In a new plan announced yesterday, the Transport Secretary, Alistair Darling declared that the Strategic Rail Authority was to be abolished, the department would take more authority for the direction of the industry, the safety function was to be removed from the Health and Safety Executive, and regional bodies would get more say in running the trains.

That something had to be done is not in doubt. Although privatisation is unfairly blamed for all the industry's woes, the fragmentation of responsibility and the duplication of supervision that came with it is not. Over the last few years, safety considerations, capital shortages, labour unrest and confused lines of reporting have combined to produce a service that, to its customers, is late, unreliable and unsafe.
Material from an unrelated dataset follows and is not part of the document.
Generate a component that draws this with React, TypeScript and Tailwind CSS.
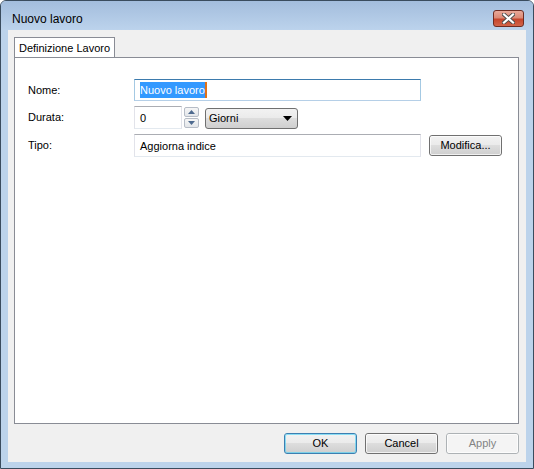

Overall, yesterday's announcement should simplify the line of responsibilities, at least. The removal of the rail authority was overdue. It simply added a layer of bureaucracy to an industry that needed less, not more. The reduction in the number of franchises is logical and the resistance to calls for renationalisation wise. The decision to move safety to the responsibility of the Office of Rail Regulation, on the other hand, is more debatable. The HSE may have become too over-cautious, but putting safety together with the regulation of operations could produce a swing too far the other way.

But the chief worry about Darling's plan is not that it oversimplifies the industry's structures, but that it does not go far enough. By increasing the authority of the ministry, it is inviting ministers and officials to interfere and fuss. Giving regional bodies a bigger say is right in principle, but in practice is likely to confuse matters further. Network Rail is given great responsibilities, but its power remains ill-defined.

Rail users do not want more structural fiddling. They want better results. It is far from certain this halfway house will provide that.